Pour mémoire, en 2022, un rapport des sénateurs LR Roger Karoutchi et Jean-Raymond Hugonet, formulait une proposition choc : la fusion de France Télévisions, Radio France, France Médias Monde et l’INA en une entreprise unique. Créer une « BBC à la française » était une promesse de campagne du candidat Macron avant d’être abandonné progressivement au profit de mesures d’économie et d’innovation.

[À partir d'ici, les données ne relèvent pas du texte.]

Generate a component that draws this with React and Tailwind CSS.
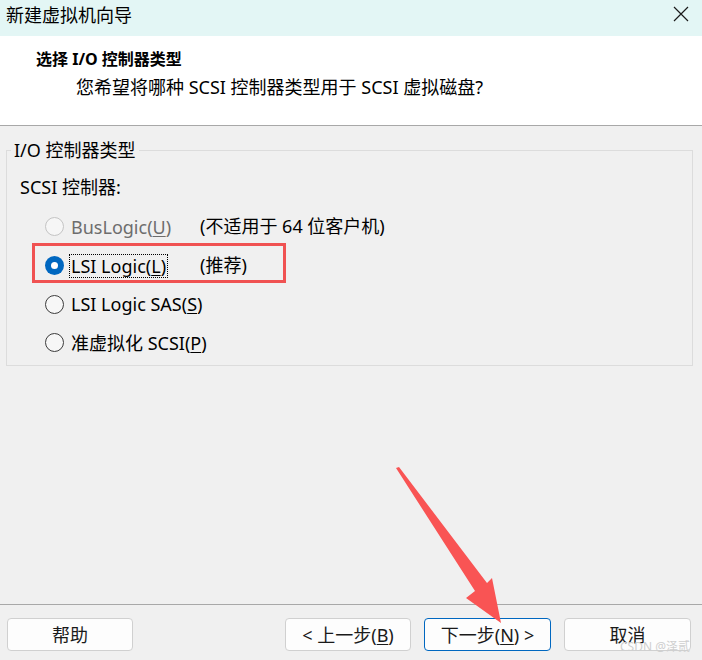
const font = { fontFamily: '"Noto Sans", "Noto Sans CJK SC", sans-serif' };

function Radio({ checked, disabled }) {
  if (checked) {
    return (
      <span className="w-[19px] h-[19px] rounded-full bg-[#0067c0] flex items-center justify-center shrink-0">
        <span className="w-[7px] h-[7px] rounded-full bg-white" />
      </span>
    );
  }
  return (
    <span
      className={
        "w-[19px] h-[19px] rounded-full border shrink-0 " +
        (disabled ? "border-[#c4c4c4] bg-[#f6f6f6]" : "border-[#3c3c3c] bg-[#f7f7f7]")
      }
    />
  );
}

function Option({ checked, disabled, label, hotkey, suffix, note, focused, h }) {
  return (
    <div className={"flex items-center whitespace-nowrap " + h}>
      <div className="w-[193px] shrink-0 flex items-center pl-[38px]">
        <Radio checked={checked} disabled={disabled} />
        <span
          className={
            "ml-[5px] px-[1px] leading-[22px] whitespace-nowrap " +
            (disabled ? "text-[#6d6d6d] " : "text-black ") +
            (focused ? "border border-dotted border-black" : "border border-transparent")
          }
        >
          {label}(<span className="underline underline-offset-2">{hotkey}</span>){suffix}
        </span>
      </div>
      {note && <span className="text-black">{note}</span>}
    </div>
  );
}

export default function App() {
  return (
    <div
      className="relative w-[702px] h-[660px] bg-[#f0f0f0] flex flex-col overflow-hidden text-[18px] text-[#1a1a1a]"
      style={font}
    >
      {/* title bar */}
      <div className="h-[36px] bg-[#e3f6f5] flex items-start justify-between pl-[6px] pt-[3px] shrink-0">
        <span className="leading-[24px] text-black">新建虚拟机向导</span>
        <svg className="mr-[13px] mt-[3px]" width="16" height="16" viewBox="0 0 16 16">
          <path d="M1 1 L15 15 M15 1 L1 15" stroke="#1a1a1a" strokeWidth="1.2" fill="none" />
        </svg>
      </div>

      {/* header */}
      <div className="h-[90px] bg-white border-b border-[#a8a8a8] shrink-0 pt-[11px]">
        <div className="pl-[36px] leading-[24px] text-[16px] font-bold text-black">选择 I/O 控制器类型</div>
        <div className="pl-[76px] mt-[4px] leading-[24px] text-black">
          您希望将哪种 SCSI 控制器类型用于 SCSI 虚拟磁盘?
        </div>
      </div>

      {/* body */}
      <div className="flex-1">
        <fieldset className="mt-[12px] ml-[6px] w-[687px] border border-[#dcdcdc] pb-[3px]">
          <legend className="ml-[4px] px-[3px] leading-[24px] text-black">I/O 控制器类型</legend>
          <div className="pl-[13px] mt-[13px] leading-[24px] text-black">SCSI 控制器:</div>
          <div className="mt-[8px] flex flex-col">
            <Option h="h-[39px]" disabled label="BusLogic" hotkey="U" note="(不适用于 64 位客户机)" />
            <Option h="h-[39px]" checked focused label="LSI Logic" hotkey="L" note="(推荐)" />
            <Option h="h-[38px]" label="LSI Logic SAS" hotkey="S" />
            <Option h="h-[39px]" label="准虚拟化 SCSI" hotkey="P" />
          </div>
        </fieldset>
      </div>

      {/* footer */}
      <div className="h-[56px] border-t border-[#a8a8a8] shrink-0 flex items-start pt-[13px] pl-[7px] pr-[11px]">
        <button className="w-[126px] h-[33px] bg-[#fdfdfd] border border-[#d0d0d0] rounded-[4px] leading-[24px]">帮助</button>
        <div className="flex-1" />
        <div className="flex gap-[13px]">
          <button className="w-[126px] h-[33px] bg-[#fdfdfd] border border-[#d0d0d0] rounded-[4px] leading-[24px]">
            &lt; 上一步(<span className="underline underline-offset-2">B</span>)
          </button>
          <button className="w-[127px] h-[33px] bg-[#fdfdfd] border border-[#0067c0] rounded-[4px] leading-[24px]">
            下一步(<span className="underline underline-offset-2">N</span>) &gt;
          </button>
          <button className="w-[127px] h-[33px] bg-[#fdfdfd] border border-[#d0d0d0] rounded-[4px] leading-[24px]">取消</button>
        </div>
      </div>

      {/* annotations */}
      <div className="absolute left-[32px] top-[243px] w-[254px] h-[40px] border-[3px] border-[#f05252] pointer-events-none" />
      <svg className="absolute left-0 top-0 pointer-events-none" width="702" height="660" viewBox="0 0 702 660">
        <polygon
          points="396,468 399,467 487,583 492,578 501,623 466,598 475,591"
          fill="#f95454"
        />
      </svg>
      <span className="absolute left-[620px] top-[640px] text-[12px] text-[#cfcfcf] leading-[14px]">
        CSDN @泽贰
      </span>
    </div>
  );
}
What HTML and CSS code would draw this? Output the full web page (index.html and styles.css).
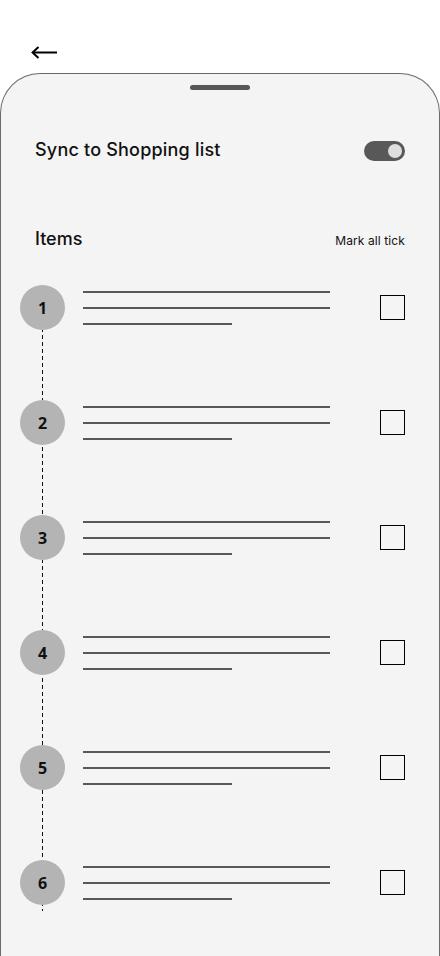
FILE: index.html
```html
<!DOCTYPE html>
<html lang="en">
<head>
  <meta charset="UTF-8">
  <meta name="viewport" content="width=device-width, initial-scale=1.0">
  <title>Sync Items</title>
  <link rel="stylesheet" href="styles.css">
</head>
<body>
  <header class="topbar">
    <svg class="back" width="27" height="13" viewBox="0 0 27 13" fill="none" stroke="#000" stroke-width="2">
      <path d="M26 6.5H2"/>
      <path d="M7.5 1L1.6 6.5L7.5 12"/>
    </svg>
  </header>

  <main class="sheet">
    <div class="handle"></div>

    <div class="sync-row">
      <span class="sync-label">Sync to Shopping list</span>
      <span class="toggle"><span class="knob"></span></span>
    </div>

    <div class="items-head">
      <span class="items-title">Items</span>
      <span class="mark-all">Mark all tick</span>
    </div>

    <ol class="steps">
      <li class="step">
        <span class="num">1</span>
        <div class="lines"><i></i><i></i><i class="short"></i></div>
        <span class="check"></span>
      </li>
      <li class="step">
        <span class="num">2</span>
        <div class="lines"><i></i><i></i><i class="short"></i></div>
        <span class="check"></span>
      </li>
      <li class="step">
        <span class="num">3</span>
        <div class="lines"><i></i><i></i><i class="short"></i></div>
        <span class="check"></span>
      </li>
      <li class="step">
        <span class="num">4</span>
        <div class="lines"><i></i><i></i><i class="short"></i></div>
        <span class="check"></span>
      </li>
      <li class="step">
        <span class="num">5</span>
        <div class="lines"><i></i><i></i><i class="short"></i></div>
        <span class="check"></span>
      </li>
      <li class="step">
        <span class="num">6</span>
        <div class="lines"><i></i><i></i><i class="short"></i></div>
        <span class="check"></span>
      </li>
    </ol>
  </main>
</body>
</html>
```

FILE: styles.css
```css
* {
  box-sizing: border-box;
}

body {
  margin: 0;
  background: #fff;
  font-family: Inter, "Open Sans", sans-serif;
  color: #111;
}

.topbar {
  height: 73px;
  padding: 46px 0 0 31px;
}

.back {
  display: block;
}

.sheet {
  height: 883px;
  background: #f4f4f4;
  border: 1px solid #6a6a6a;
  border-bottom: none;
  border-radius: 40px 40px 0 0;
  padding-top: 11px;
  overflow: hidden;
}

.handle {
  width: 60px;
  height: 5px;
  margin: 0 auto;
  border-radius: 3px;
  background: #575757;
}

.sync-row {
  display: flex;
  justify-content: space-between;
  align-items: center;
  height: 21px;
  margin-top: 50px;
  padding: 0 34px;
}

.sync-label {
  font-size: 18px;
  font-weight: 500;
  letter-spacing: 0.2px;
  line-height: 21px;
  margin-top: -2px;
}

.toggle {
  display: flex;
  justify-content: flex-end;
  align-items: center;
  width: 41px;
  height: 20px;
  padding-right: 3px;
  border-radius: 10px;
  background: #585858;
}

.knob {
  width: 14px;
  height: 14px;
  border-radius: 50%;
  background: #dedede;
}

.items-head {
  display: flex;
  justify-content: space-between;
  align-items: baseline;
  line-height: 24px;
  margin-top: 66px;
  padding: 0 34px;
}

.items-title {
  font-size: 18px;
  font-weight: 500;
}

.mark-all {
  font-size: 12px;
  letter-spacing: 0.1px;
}

.steps {
  position: relative;
  list-style: none;
  margin: 32px 0 0;
  padding: 0 34px 6px 19px;
  display: flex;
  flex-direction: column;
  gap: 70px;
}

.steps::before {
  content: "";
  position: absolute;
  left: 41px;
  top: 22px;
  bottom: 0;
  width: 1px;
  background: repeating-linear-gradient(to bottom, #111 0 4px, transparent 4px 7px);
}

.step {
  display: flex;
  align-items: center;
  height: 45px;
}

.num {
  position: relative;
  flex: none;
  width: 45px;
  height: 45px;
  border-radius: 50%;
  background: #b4b4b4;
  display: flex;
  justify-content: center;
  align-items: center;
  font-family: "Open Sans", sans-serif;
  font-weight: 700;
  font-size: 16px;
  color: #111;
}

.lines {
  display: flex;
  flex-direction: column;
  gap: 14px;
  margin-left: 18px;
  width: 247px;
}

.lines i {
  display: block;
  height: 2px;
  background: #585858;
}

.lines i.short {
  width: 149px;
}

.check {
  width: 25px;
  height: 25px;
  margin-left: auto;
  border: 1.5px solid #000;
}
```
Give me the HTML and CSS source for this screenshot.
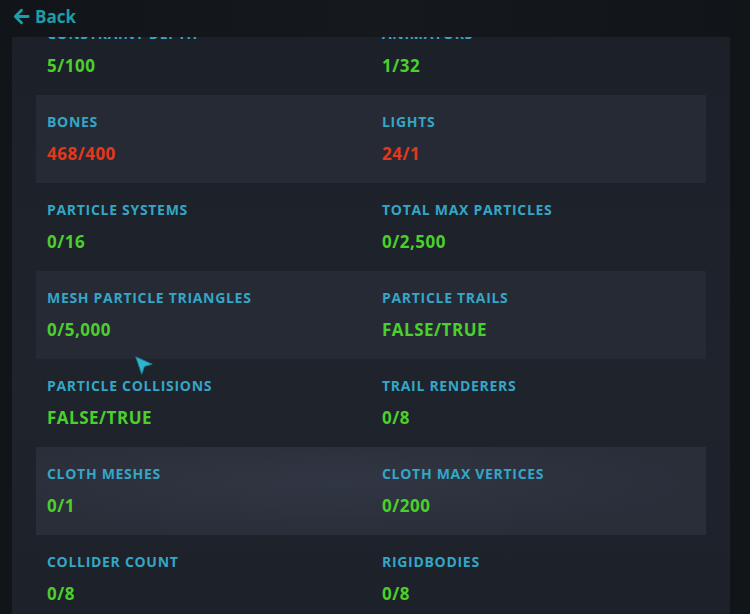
FILE: index.html
```html
<!DOCTYPE html>
<html lang="en">
<head>
    <meta charset="UTF-8">
    <title>Avatar Performance Stats</title>
    <link rel="stylesheet" href="styles.css">
</head>
<body>
    <header class="topbar">
        <a class="back-link" href="#">
            <svg class="back-icon" viewBox="0 0 20 20" width="19" height="19">
                <path d="M17 10H4M10 3.5L3.5 10L10 16.5" fill="none" stroke="currentColor" stroke-width="3" stroke-linecap="round" stroke-linejoin="round"/>
            </svg>
            <span>Back</span>
        </a>
    </header>
    <main class="stats-panel">
        <div class="stats-list">
            <div class="stat-row">
                <div class="stat"><div class="stat-label">Constraint Depth</div><div class="stat-value ok">5/100</div></div>
                <div class="stat"><div class="stat-label">Animators</div><div class="stat-value ok">1/32</div></div>
            </div>
            <div class="stat-row">
                <div class="stat"><div class="stat-label">Bones</div><div class="stat-value over">468/400</div></div>
                <div class="stat"><div class="stat-label">Lights</div><div class="stat-value over">24/1</div></div>
            </div>
            <div class="stat-row">
                <div class="stat"><div class="stat-label">Particle Systems</div><div class="stat-value ok">0/16</div></div>
                <div class="stat"><div class="stat-label">Total Max Particles</div><div class="stat-value ok">0/2,500</div></div>
            </div>
            <div class="stat-row">
                <div class="stat"><div class="stat-label">Mesh Particle Triangles</div><div class="stat-value ok">0/5,000</div></div>
                <div class="stat"><div class="stat-label">Particle Trails</div><div class="stat-value ok">FALSE/TRUE</div></div>
            </div>
            <div class="stat-row">
                <div class="stat"><div class="stat-label">Particle Collisions</div><div class="stat-value ok">FALSE/TRUE</div></div>
                <div class="stat"><div class="stat-label">Trail Renderers</div><div class="stat-value ok">0/8</div></div>
            </div>
            <div class="stat-row">
                <div class="stat"><div class="stat-label">Cloth Meshes</div><div class="stat-value ok">0/1</div></div>
                <div class="stat"><div class="stat-label">Cloth Max Vertices</div><div class="stat-value ok">0/200</div></div>
            </div>
            <div class="stat-row">
                <div class="stat"><div class="stat-label">Collider Count</div><div class="stat-value ok">0/8</div></div>
                <div class="stat"><div class="stat-label">Rigidbodies</div><div class="stat-value ok">0/8</div></div>
            </div>
        </div>
    </main>
    <svg class="pointer" viewBox="0 0 24 24" width="22" height="22">
        <path d="M3 2L21 10L12.5 12.5L9.5 21Z" fill="#2fb4cf" stroke="#1a7f95" stroke-width="1" stroke-linejoin="round"/>
    </svg>
</body>
</html>
```

FILE: styles.css
```css
* {
    margin: 0;
    padding: 0;
    box-sizing: border-box;
}
html, body {
    height: 100%;
}
body {
    font-family: 'Open Sans', 'Noto Sans', sans-serif;
    background: linear-gradient(90deg, #111418, #15181d 50%, #111418);
    color: #d9e1e8;
    overflow: hidden;
    display: flex;
    flex-direction: column;
}
.topbar {
    height: 37px;
    padding: 0 12px;
    display: flex;
    align-items: center;
}
.back-link {
    display: flex;
    align-items: center;
    gap: 4px;
    color: #1c9ea6;
    text-decoration: none;
    font-size: 17px;
    font-weight: 700;
    margin-top: -4px;
}
.back-icon {
    display: block;
}
.stats-panel {
    flex: 1;
    margin: 0 20px 0 12px;
    background: linear-gradient(180deg, #1c2129, #1f232c 60%, #1d2129);
    overflow: hidden;
    padding: 0 24px;
}
/* list is scrolled a little past the first row */
.stats-list {
    margin-top: -30px;
}
.stat-row {
    display: grid;
    grid-template-columns: 1fr 1fr;
    height: 88px;
}
.stat-row:nth-child(even) {
    background: #262a34;
}
.stat-row:nth-child(6) {
    background: radial-gradient(ellipse at 45% 40%, #313644, #2a2e39 70%);
}
.stat {
    padding: 17px 0 0 11px;
}
.stat-label {
    font-size: 14px;
    font-weight: 700;
    text-transform: uppercase;
    letter-spacing: 0.7px;
    color: #34a6c6;
    line-height: 20px;
}
.stat-value {
    margin-top: 10px;
    font-size: 17px;
    font-weight: 700;
    line-height: 24px;
    letter-spacing: 0.5px;
}
.stat-value.ok {
    color: #4bcf2c;
}
.stat-value.over {
    color: #e2381c;
}
.pointer {
    position: absolute;
    left: 133px;
    top: 355px;
}
```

Depuis la suppression de la redevance, la question du financement de l’audiovisuel public sera aussi le dossier urgent de cette année. Depuis deux ans, le budget prévoit de compenser la suppression de la redevance par l’affectation d’une fraction de TVA. Un système n’est pas destiné à perdurer car la loi organique du 28 décembre 2021, relative à la modernisation de la gestion des finances publiques (LOLF), prévoit qu’au-delà de 2025 une affectation de taxe ne peut être maintenue que si celle-ci est en lien avec la mission de service public qu’elle vient financer. Lors de l’examen du projet de loi de finances, Rima Abdul Malak avait évoqué la nécessité d’une nouvelle loi organique en 2024, « afin de donner la visibilité nécessaire aux entreprises de l’audiovisuel public ».

Liberté de création

« Quelle sera la position de Rachida Dati sur la concentration des médias, les ingérences étrangères, les aides à la presse… ? L’année dernière, plusieurs spectacles vivants ont été annulés en raison d’intimidations. On attend de voir aussi comment la nouvelle ministre va aborder la question de la liberté de création », s’interroge Sylvie Robert.

Le bilan de Rima Abdul Malak a effectivement été marqué par des positions fortes contre l’extrême droite, qui en avait fait sa cible. Elle n’avait pas non plus hésité à s’en prendre à l’empire Bolloré C8 et l’émission « TPMP » de Cyril Hanouna, ainsi qu’à CNews — en évoquant la possibilité de retirer leurs fréquences, après plusieurs rappels à l’ordre de l’Arcom, le gendarme de l’audiovisuel. « Il n’y a rien à attendre de Rachida Dati de ce côté-là », estime Pierre Ouzoulias.

« Les représentants de la communauté arménienne qui j’ai eus au téléphone sont terrifiés par cette nomination »

Le sénateur communiste a également pointé la proximité de Rachida Dati avec l’Azerbaïdjan. « Sa nomination intervient à quelques jours du vote au Sénat d’une proposition de résolution visant à condamner l’offensive militaire de l’Azerbaïdjan au Haut-Karabagh. Les représentants de la communauté arménienne qui j’ai eus au téléphone sont terrifiés par cette nomination ».

En cette année de Jeux Olympiques, Rachida Dati va reprendre le dossier des festivals de l’été dont certains pourraient encore être annulés par manque de personnels pour assurer la sécurité. « Dans le dernier budget, nous avons pu mettre l’accent sur les salles de musiques actuelles qui sont touchées par l’inflation. Mais il y a encore des réflexions sur la pérennité de certains lieux, la situation des intermittents et des artistes de notre pays » souligne Sylvie Robert.

Enfin, la nouvelle ministre va devoir faire face aux plateformes de streaming musical depuis l’adoption dans le dernier budget d’une contribution obligatoire destinée à assurer le financement du nouveau Centre national de la musique (CNM), une instance créée en 2020, pour soutenir la filière musicale française. Une nouvelle taxe dont les modalités restent à définir et qui provoque une levée de boucliers des géants du secteur comme Apple, Deezer, Meta, Spotify, YouTube et TikTok, qui plaident pour une contribution volontaire.